Un «Piccoletto» gigante…

Carlos Dickson Pérez
¿Y qué coño, quieres tú…?, solía decirme al final del estrés de los juegos.
Acababa de jugar su hijo Luigi DAntuono o los otros que también eran como sus hijos.
Aquello era una invitación retadora a acompañarlo a la maleta de su carro, en la que no faltaba nada.
«Whisky, ron, vino, cerveza, refresco…ma, que coño quieres tu, Carlo…»
Su bar rodante era su terapia relajante, una vez terminaban los partidos en los que fungía de delegado, o simplemente de barra de los chamos.
Esa era solamente una porción de la generosidad de aquel italiano espléndido, aunque su mujer Amarilis, criolla como la que más, era -hasta que desapareció- el árbitro del partido de su vida, que controlaba con tarjeta amarilla algún exceso.
D’Antuono fue durante mucho tiempo el alma del fútbol del Centro Ítalo de Caracas.
 Allí lo conocimos mientras buscábamos el talento de la cantera, que surtió prodigiosamente al Deportivo Italia, igualmente a los Mundialitos de Fútbol del Olímpico, inventados por el abogado deltano Luis Enrique Vargas.
Fasano, Cíchero, Cavallo, Mucci, Franco Rizzi , Stippa, Parrella, Restifo, Capasso, Morovic, Pacífici, Manino y pare de contar, se volvieron familiares en el léxico del fútbol venezolano.
Mucho de mecenazgo existía también detrás de aquellos apellidos, de padres, que bien posesionados como empresarios, apostarían por el talento de sus hijos.
La irrupción de italianos en el fútbol en nuestro país, tenía la contraseña de origen en hombres procedentes de la bota europea, que llegaron huyendo de las guerras, y que encontraron en el nuevo mundo un consuelo a sus nostalgias de tifosi del Juventus, Nápoli, Milan o el equipo de su región.
Antonio D’Antuono sumó con su brazo entre tantos paisanos, ayudando sin reservas.

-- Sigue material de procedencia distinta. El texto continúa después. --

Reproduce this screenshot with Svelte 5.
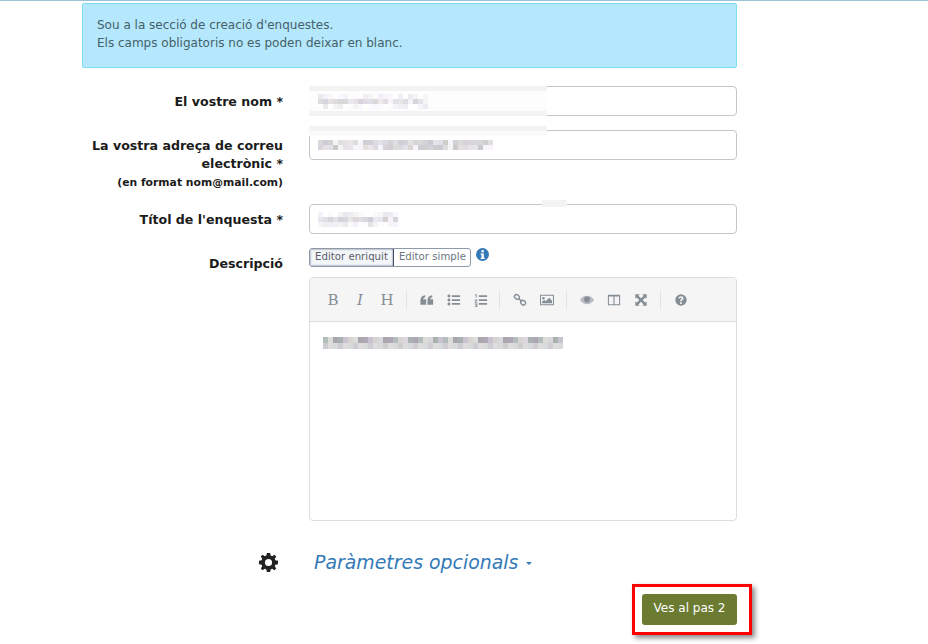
<script>
  // fake mosaic for the redacted values, rows of 5px cells
  function mosaic(count, seed, rows, dark) {
    const out = []
    let n = seed
    for (let r = 0; r < rows; r++) {
      const row = []
      const base = r == 1 || rows == 2 ? dark : dark + 22
      for (let i = 0; i < count; i++) {
        n = (n * 137 + 59) % 251
        const v = n % 7 == 0 ? 244 : base + (n % 30)
        row.push(`rgb(${v + (n % 5)},${v},${v + (n % 4) * 3})`)
      }
      out.push(row)
    }
    return out
  }

  // the description line alternates darker tinted cells and pale ones
  const tints = ['#b3bdbb', '#d9d7dc', '#ada7b6', '#d6d4d2', '#a9a6ad', '#c9c2d0', '#dcdcd8', '#a8b0b0']
  function bodyLine() {
    const top = []
    const bottom = []
    for (let i = 0; i < 48; i++) {
      top.push(tints[(i * 5 + (i % 3)) % tints.length])
      bottom.push(i % 3 == 0 ? '#cfcdd2' : i % 3 == 1 ? '#dedcdc' : '#d6dadb')
    }
    return [top, bottom]
  }

  const nameCells = mosaic(22, 11, 3, 212)
  const mailCells = mosaic(35, 29, 2, 200)
  const titleCells = mosaic(16, 47, 3, 205)
  const bodyCells = bodyLine()
</script>

{#snippet cells(rows)}
  <div class="mosaic">
    {#each rows as row}
      <div class="cell-row">
        {#each row as c}
          <i style="background:{c}"></i>
        {/each}
      </div>
    {/each}
  </div>
{/snippet}

<div class="topline"></div>

<main class="page">
  <div class="alert">
    Sou a la secció de creació d'enquestes.<br />
    Els camps obligatoris no es poden deixar en blanc.
  </div>

  <form class="form">
    <div class="row name-row">
      <label for="nom">El vostre nom *</label>
      <div class="field">
        <div class="input" id="nom">{@render cells(nameCells)}</div>
        <div class="patch patch-name"></div>
      </div>
    </div>

    <div class="row mail-row">
      <label for="mail">
        La vostra adreça de correu electrònic *
        <small>(en format nom@mail.com)</small>
      </label>
      <div class="field">
        <div class="input" id="mail">{@render cells(mailCells)}</div>
        <div class="patch patch-mail"></div>
      </div>
    </div>

    <div class="row title-row">
      <label for="titol">Títol de l'enquesta *</label>
      <div class="field">
        <div class="input" id="titol">{@render cells(titleCells)}</div>
        <div class="patch patch-title"></div>
      </div>
    </div>

    <div class="row desc-row">
      <label for="desc">Descripció</label>
      <div class="field">
        <div class="tabs">
          <div class="tab-group">
            <span class="tab active">Editor enriquit</span>
            <span class="tab">Editor simple</span>
          </div>
          <svg class="info" viewBox="0 0 24 24" width="13" height="13">
            <circle cx="12" cy="12" r="12" fill="#337ab7" />
            <rect x="10" y="4" width="4.4" height="4" fill="#fff" />
            <path d="M8.500 10h6v8h1.600v2.400H8.500V18h1.600v-5.600H8.500z" fill="#fff" />
          </svg>
        </div>

        <div class="editor" id="desc">
          <div class="toolbar">
            <span class="glyph">B</span>
            <span class="glyph it">I</span>
            <span class="glyph">H</span>
            <span class="sep"></span>
            <svg viewBox="0 0 16 16" class="ic"><path d="M.5 8.500C.5 4.800 2.600 2.800 6 2.500v2.300C4.500 5 3.700 5.800 3.700 7H7v6.500H.5zM8.500 8.500C8.500 4.800 10.600 2.800 14 2.500v2.300C12.500 5 11.700 5.800 11.700 7H15v6.500H8.500z" /></svg>
            <svg viewBox="0 0 16 16" class="ic"><circle cx="2.200" cy="3.500" r="1.700" /><circle cx="2.200" cy="8" r="1.700" /><circle cx="2.200" cy="12.500" r="1.700" /><path d="M5.500 2.500H15v2H5.500zM5.500 7H15v2H5.500zM5.500 11.500H15v2H5.500z" /></svg>
            <svg viewBox="0 0 16 16" class="ic"><path d="M1 1.500h2v4H2V2.500H1zM.8 7.500h3v1L2 10.200h2v1H.8v-1L2.700 8.500H.8zM.8 12h3v4h-3v-1h2v-.5h-1v-1h1V13h-2z" /><path d="M5.500 2.500H15v2H5.500zM5.500 7H15v2H5.500zM5.500 11.500H15v2H5.500z" /></svg>
            <span class="sep"></span>
            <svg viewBox="0 0 16 16" class="ic line"><ellipse cx="4.500" cy="4.500" rx="3" ry="2.400" transform="rotate(35 4.500 4.500)" /><ellipse cx="11.500" cy="11" rx="3" ry="2.400" transform="rotate(35 11.500 11)" /><path d="M6 6l4 3.500" /></svg>
            <svg viewBox="0 0 16 16" class="ic"><path fill-rule="evenodd" d="M0 2h16v12H0zM1.200 3.200v9.600h13.600V3.200z" /><circle cx="4" cy="6" r="1.400" /><path d="M2.200 11.800V10l2.600-2 1.800 1.500L10.500 5.500l3.300 3.300v3z" /></svg>
            <span class="sep"></span>
            <svg viewBox="0 0 16 16" class="ic"><path fill-rule="evenodd" opacity=".55" d="M0 8c1.800-3 4.600-4.800 8-4.800S14.200 5 16 8c-1.800 3-4.600 4.800-8 4.800S1.800 11 0 8z" /><circle cx="8" cy="7.300" r="3.300" /></svg>
            <svg viewBox="0 0 16 16" class="ic"><path fill-rule="evenodd" d="M1 2h14v12H1zM2.200 4v8.800h5.200V4zM8.600 4v8.800h5.200V4z" /></svg>
            <svg viewBox="0 0 16 16" class="ic"><path d="M1.500 1.500h5L5 3 8 6 11 3 9.500 1.500h5v5L13 5 10 8l3 3 1.500-1.500v5h-5L11 13 8 10l-3 3 1.500 1.500h-5v-5L3 11l3-3-3-3-1.500 1.500z" /></svg>
            <span class="sep"></span>
            <svg viewBox="0 0 16 16" class="ic"><path fill-rule="evenodd" d="M8 1.500a6.500 6.500 0 1 1 0 13 6.500 6.500 0 0 1 0-13zM7 10.500v2h2v-2zM8 3.600c-1.700 0-2.800.9-3 2.300l1.800.4c.1-.7.500-1 1.100-1 .6 0 1 .3 1 .8 0 .4-.3.7-.8 1-.9.500-1.100 1-1.100 1.900v.3h1.900c0-.6.200-.8.800-1.200.8-.5 1.300-1.100 1.300-2 0-1.500-1.300-2.500-3-2.500z" /></svg>
          </div>
          <div class="editor-body">
            {@render cells(bodyCells)}
          </div>
        </div>
      </div>
    </div>

    <div class="row options-row">
      <div class="gear-wrap">
        <svg viewBox="0 0 16 16" width="19" height="19" class="gear">
          <path fill-rule="evenodd" d="M6.600 0h2.800l.4 2.200 1.300.5L13 1.500 14.500 3l-1.200 1.900.5 1.300 2.200.4v2.800l-2.200.4-.5 1.300 1.200 1.900L13 14.500l-1.900-1.200-1.300.5-.4 2.200H6.600l-.4-2.200-1.300-.5L3 14.500 1.500 13l1.200-1.900-.5-1.300L0 9.400V6.600l2.200-.4.500-1.300L1.500 3 3 1.500l1.900 1.200 1.300-.5zM8 5a3 3 0 1 0 0 6 3 3 0 0 0 0-6z" />
        </svg>
      </div>
      <a class="options" href="#opcions">Paràmetres opcionals <span class="caret"></span></a>
    </div>

    <div class="actions">
      <div class="next-wrap">
        <button type="button" class="next">Ves al pas 2</button>
      </div>
    </div>
  </form>
</main>

<style>
  :global(body) {
    margin: 0;
    background: #fff;
    font-family: "DejaVu Sans", sans-serif;
  }

  .topline {
    height: 1px;
    background: #9cc4d6;
  }

  .page {
    box-sizing: border-box;
    width: 655px;
    height: 643px;
    margin-left: 82px;
    padding-top: 2px;
  }

  .alert {
    box-sizing: border-box;
    height: 65px;
    padding: 12px 14px;
    background: #b5e8fc;
    border: 1px solid #7fdcf2;
    border-radius: 2px;
    color: #44606b;
    font-size: 12px;
    line-height: 18px;
  }

  .row {
    display: grid;
    grid-template-columns: 201px 428px;
    column-gap: 26px;
  }

  label {
    padding-top: 7px;
    text-align: right;
    color: #1b1b1b;
    font-size: 12.6px;
    font-weight: 700;
    line-height: 18px;
  }

  small {
    display: block;
    margin-top: 1px;
    font-size: 10.8px;
  }

  .name-row { margin-top: 18px; }
  .mail-row { margin-top: 14px; }
  .title-row { margin-top: 12px; }
  .desc-row { margin-top: 14px; }

  .field {
    position: relative;
  }

  .input {
    box-sizing: border-box;
    height: 30px;
    padding-left: 8px;
    display: flex;
    align-items: center;
    border: 1px solid #c6c6c6;
    border-radius: 4px;
    background: #fff;
  }

  .mosaic {
    position: relative;
    z-index: 2;
    display: flex;
    flex-direction: column;
  }

  .cell-row {
    display: flex;
  }

  .cell-row i {
    width: 5px;
    height: 5px;
  }

  .editor-body .cell-row i {
    height: 6px;
  }

  .patch {
    position: absolute;
    background: #f3f3f3;
    pointer-events: none;
  }

  .patch-name {
    left: 0;
    top: 0;
    width: 238px;
    height: 30px;
    z-index: 1;
    background: linear-gradient(#f3f3f3 5px, #fdfdfd 5px, #fdfdfd 25px, #f3f3f3 25px);
  }

  .patch-mail {
    left: 0;
    top: -4px;
    width: 238px;
    height: 10px;
    background: linear-gradient(#f3f3f3 5px, #fbfbfb 5px);
  }

  .patch-title {
    left: 233px;
    top: -4px;
    width: 25px;
    height: 7px;
  }

  .tabs {
    display: flex;
    align-items: flex-start;
    gap: 5px;
  }

  .tab-group {
    display: flex;
    height: 19px;
    border: 1px solid #8e9aa8;
    border-radius: 3px;
    overflow: hidden;
    box-sizing: border-box;
  }

  .tab {
    padding: 0 4px 0 5px;
    color: #6d7680;
    font-size: 10.2px;
    line-height: 15px;
    white-space: nowrap;
  }

  .tab.active {
    padding-right: 5px;
    background: #f3f6f8;
    border-right: 1px solid #49516f;
    box-shadow: inset 0 0 2px #49516f;
    color: #5c5c6c;
  }

  .editor {
    box-sizing: border-box;
    height: 244px;
    margin-top: 10px;
    border: 1px solid #ddd;
    border-radius: 4px;
    overflow: hidden;
  }

  .toolbar {
    box-sizing: border-box;
    height: 44px;
    padding-left: 16px;
    display: flex;
    align-items: center;
    gap: 13px;
    background: #f5f5f5;
    border-bottom: 1px solid #ddd;
  }

  .glyph {
    width: 14px;
    text-align: center;
    color: #858d95;
    font-family: "DejaVu Serif", serif;
    font-size: 15px;
  }

  .glyph.it {
    font-style: italic;
  }

  .sep {
    width: 1px;
    height: 18px;
    margin-left: -1.33px;
    background: #e2e2e2;
  }

  .ic {
    width: 14px;
    height: 14px;
    fill: #858d95;
  }

  .ic.line {
    fill: none;
    stroke: #858d95;
    stroke-width: 1.500;
  }

  .editor-body {
    padding: 15px 13px;
  }

  .options-row {
    margin-top: 29px;
    align-items: center;
  }

  .gear-wrap {
    display: flex;
    justify-content: flex-end;
    padding-right: 5px;
  }

  .gear {
    fill: #222;
  }

  .options {
    padding-left: 5px;
    color: #337ab7;
    font-size: 18.9px;
    font-style: italic;
    line-height: 24px;
    text-decoration: none;
  }

  .caret {
    display: inline-block;
    margin-left: 2px;
    vertical-align: middle;
    border-top: 3px solid #337ab7;
    border-left: 3px solid transparent;
    border-right: 3px solid transparent;
  }

  .actions {
    display: flex;
    justify-content: flex-end;
    margin-top: 20px;
  }

  .next-wrap {
    position: relative;
    display: flex;
  }

  /* red annotation frame drawn over the screenshot */
  .next-wrap::after {
    content: "";
    position: absolute;
    inset: -10px -15px -10px -10px;
    border: 3px solid #f00;
    box-shadow: 3px 3px 5px #8a8a8a;
    pointer-events: none;
  }

  .next {
    box-sizing: border-box;
    width: 95px;
    height: 31px;
    padding: 0 0 3px;
    border: none;
    border-radius: 3px;
    background: #6b7b32;
    color: #fff;
    font-family: inherit;
    font-size: 12px;
  }
</style>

Y así como para su hijo Gigi, que llegó a jugar los Mundialitos, en el Deportivo Italia y la Vinotinto juvenil, fue un auxilio permanente para esos chamos que llegaban sin más equipaje que sus esperanzas de ser grandes en el fútbol.
Que si los tacos, la ropita o cualquier necesidad de supervivencia, era atendida por este italiano buena gente por demás.

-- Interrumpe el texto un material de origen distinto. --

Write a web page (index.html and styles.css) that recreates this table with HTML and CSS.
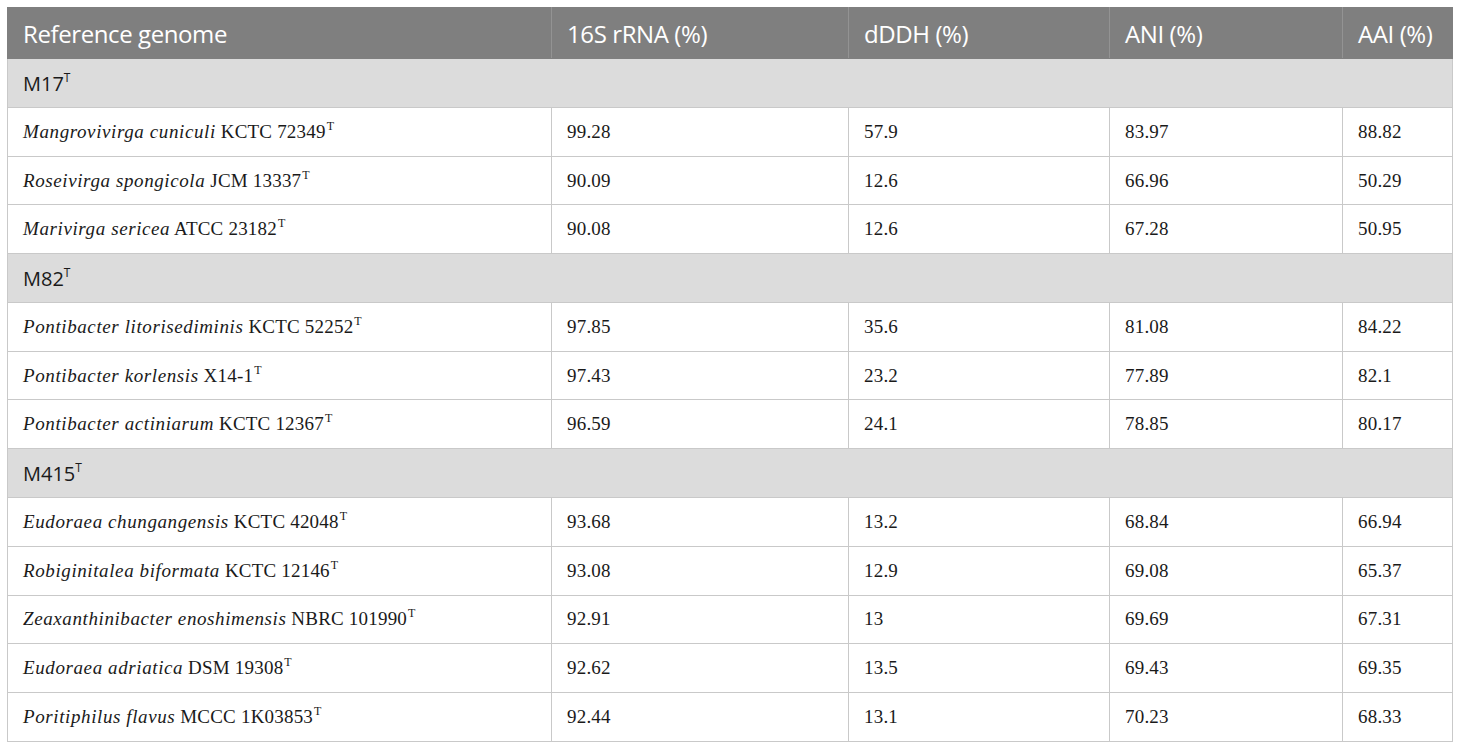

Alguien que nunca pidió tribuna ni mención absoluta en los eventos en los que contribuyó decisivamente a su éxito, como aquellos mundialitos inolvidables e inimitables del Olímpico de la UCV entre 1986 y 1990, con hasta 30 mil personas viendo chamos de 14 años.
Ahí estuve muy cerca del querido «Piccoletto» (pequeño en italiano), un gigante que nunca se cansó de ayudar y preguntar, «qué coño, quieres tú…».
Hoy le contesto, que lo único que quiero es…»Que Dios te reciba en su Santo Reino, querido Antonio. Tu cupo estaba reservado».
«Nos brindas un día que nos encontremos allá…».